I can see both sides of the coin.
Will there be teams that knowingly/unknowingly break the rules and don’t get caught? I would say yes.
It’s not fair, but it happens on all levels of sports. The ACHA has limited resources, so I imagine there will be things that slip through the cracks on occasion. I understand that.
That being said, if the ACHA is made aware of an infraction through the correct avenues and within a reasonable time frame, I would hope they would take the appropriate actions to rectify the situation. If an individual/team is caught breaking the rules they should prepare for and accept the discipline that goes along with it.
I feel for guys like @Birdman & @Sheriff because I do believe they are attempting to do the “right” thing, but because they’ve made themselves so involved in the process they have painted themselves into a corner at times.
This is based on what I’ve seen bandied about on this forum, so it may not actually be true, but it’s definitely the perception that’s out there.
It shouldn’t be their job to determine how “sorry” a club/player is or what their true intentions were.

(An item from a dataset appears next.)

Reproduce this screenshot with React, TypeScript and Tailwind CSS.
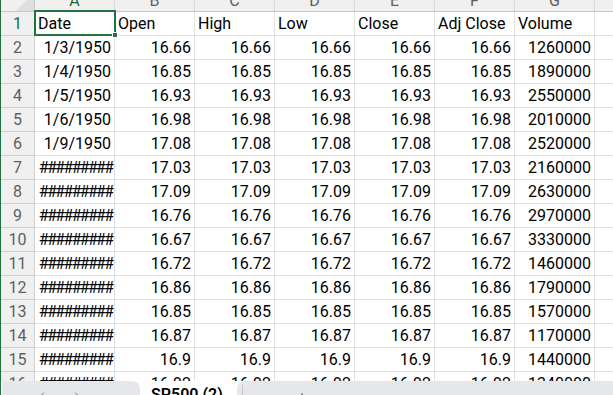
import { ChevronLeft, ChevronRight, Plus } from "lucide-react";

const COLS = ["A", "B", "C", "D", "E", "F", "G"];
const HEADERS = ["Date", "Open", "High", "Low", "Close", "Adj Close", "Volume"];

// date, price (open = high = low = close = adj), volume
const ROWS: [string, string, string][] = [
  ["1/3/1950", "16.66", "1260000"],
  ["1/4/1950", "16.85", "1890000"],
  ["1/5/1950", "16.93", "2550000"],
  ["1/6/1950", "16.98", "2010000"],
  ["1/9/1950", "17.08", "2520000"],
  ["#########", "17.03", "2160000"],
  ["#########", "17.09", "2630000"],
  ["#########", "16.76", "2970000"],
  ["#########", "16.67", "3330000"],
  ["#########", "16.72", "1460000"],
  ["#########", "16.86", "1790000"],
  ["#########", "16.85", "1570000"],
  ["#########", "16.87", "1170000"],
  ["#########", "16.9", "1440000"],
  ["#########", "16.92", "1340000"],
];

function Cell({ children, align = "left" }: { children?: React.ReactNode; align?: "left" | "right" | "center" }) {
  const justify = align === "right" ? "justify-end" : align === "center" ? "justify-center" : "justify-start";
  return (
    <div className={`w-[80px] shrink-0 h-full border-r border-b border-[#e1e1e1] flex items-end ${justify} px-[3px] pb-[3px] overflow-hidden whitespace-nowrap`}>
      <span className="leading-[16px]">{children}</span>
    </div>
  );
}

function RowHeader({ n, active }: { n: number; active?: boolean }) {
  return (
    <div className="w-[34px] shrink-0 h-full bg-[#f0f0f0] border-r border-b border-[#d2d2d2] flex items-end justify-center pb-[3px]">
      <span className={`leading-[16px] ${active ? "text-[#1e6b41]" : "text-[#5f5f5f]"}`}>{n}</span>
    </div>
  );
}

export default function App() {
  return (
    <div className="w-[613px] h-[395px] overflow-hidden bg-white border-l border-[#217346] flex flex-col font-['Roboto',sans-serif] text-[16px] text-black">
      {/* Grid */}
      <div className="relative h-[381px] shrink-0 overflow-hidden">
        {/* Column letters */}
        <div className="flex h-[12px] bg-[#f0f0f0] border-b border-[#c8c8c8]">
          <div className="relative w-[34px] shrink-0 border-r border-[#c8c8c8] overflow-hidden">
            <svg className="absolute left-0 top-0" width="33" height="11">
              <polygon points="15,11 33,11 33,-7" fill="#dedede" />
            </svg>
          </div>
          {COLS.map((c) => (
            <div key={c} className="w-[80px] shrink-0 border-r border-[#d9d9d9] flex justify-center overflow-hidden">
              <span className={`-mt-[7px] leading-[16px] ${c === "A" ? "text-[#1e6b41]" : "text-[#5f5f5f]"}`}>{c}</span>
            </div>
          ))}
          <div className="flex-1" />
        </div>

        {/* Row 1: headers */}
        <div className="flex h-[24px]">
          <RowHeader n={1} active />
          {HEADERS.map((h) => (
            <Cell key={h}>{h}</Cell>
          ))}
          <div className="flex-1 border-b border-[#e1e1e1]" />
        </div>

        {/* Data rows */}
        {ROWS.map(([date, price, vol], i) => (
          <div key={i} className="flex h-[24px]">
            <RowHeader n={i + 2} />
            <Cell align={date.startsWith("#") ? "center" : "right"}>
              {date.startsWith("#") ? <span className="tracking-[-1.7px] pl-[2px]">{date}</span> : date}
            </Cell>
            <Cell align="right">{price}</Cell>
            <Cell align="right">{price}</Cell>
            <Cell align="right">{price}</Cell>
            <Cell align="right">{price}</Cell>
            <Cell align="right">{price}</Cell>
            <Cell align="right">{vol}</Cell>
            <div className="flex-1 border-b border-[#e1e1e1]" />
          </div>
        ))}

        {/* Active cell selection */}
        <div className="absolute left-[33px] top-[10px] w-[82px] h-[26px] border-2 border-[#217346]" />
        <div className="absolute left-[111px] top-[32px] w-[6px] h-[6px] bg-[#217346] border border-white" />
      </div>

      {/* Sheet tabs */}
      <div className="flex h-[14px] shrink-0 bg-white">
        <div className="relative ml-[1px] w-[138px] bg-[#e6e7eb] rounded-tr-[8px]">
          <ChevronLeft className="absolute left-[34px] top-[9px] text-[#6b6b6b]" size={12} strokeWidth={2} />
          <ChevronRight className="absolute left-[69px] top-[9px] text-[#6b6b6b]" size={12} strokeWidth={2} />
        </div>
        <div className="w-[97px] pl-[11px] pt-[6px]">
          <span className="block leading-[16px] font-semibold whitespace-nowrap">SP500 (2)</span>
        </div>
        <div className="relative flex-1 bg-[#e6e7eb] rounded-tl-[8px]">
          <div className="absolute left-[5px] top-[4px] w-px h-[10px] bg-[#c4c4c4]" />
          <Plus className="absolute left-[59px] top-[10px] text-[#444]" size={12} strokeWidth={2} />
        </div>
      </div>
    </div>
  );
}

Most entities that get caught are sorry…
Ultimately, we need to have good rules with predetermined, fair punishments that are enforced by those in charge.
This will help prevent the commissioners from having to make many judgment calls. On the other end, the ACHA should also be as transparent as possible, providding things like clearly defined flowcharts to clubs/conferences that help them determine a players eligibility, postseason requirements, ranking factors etc. for that season, that way there shouldn’t be any questions.
If you play an ineligible player, you forfeit. If your conference doesn’t hold it’s teams accountable, you lose your bid. If you play teams outside of the ACHA, they don’t count toward your ranking.
If your team/conference gets screwed and you want to improve the system, suggest a rule change and put it up for a vote and if everyone agrees that it should be fixed, it goes into effect at an agreed upon date.
There will always be winners and losers, but we should strive to have as equitable a playing field as possible.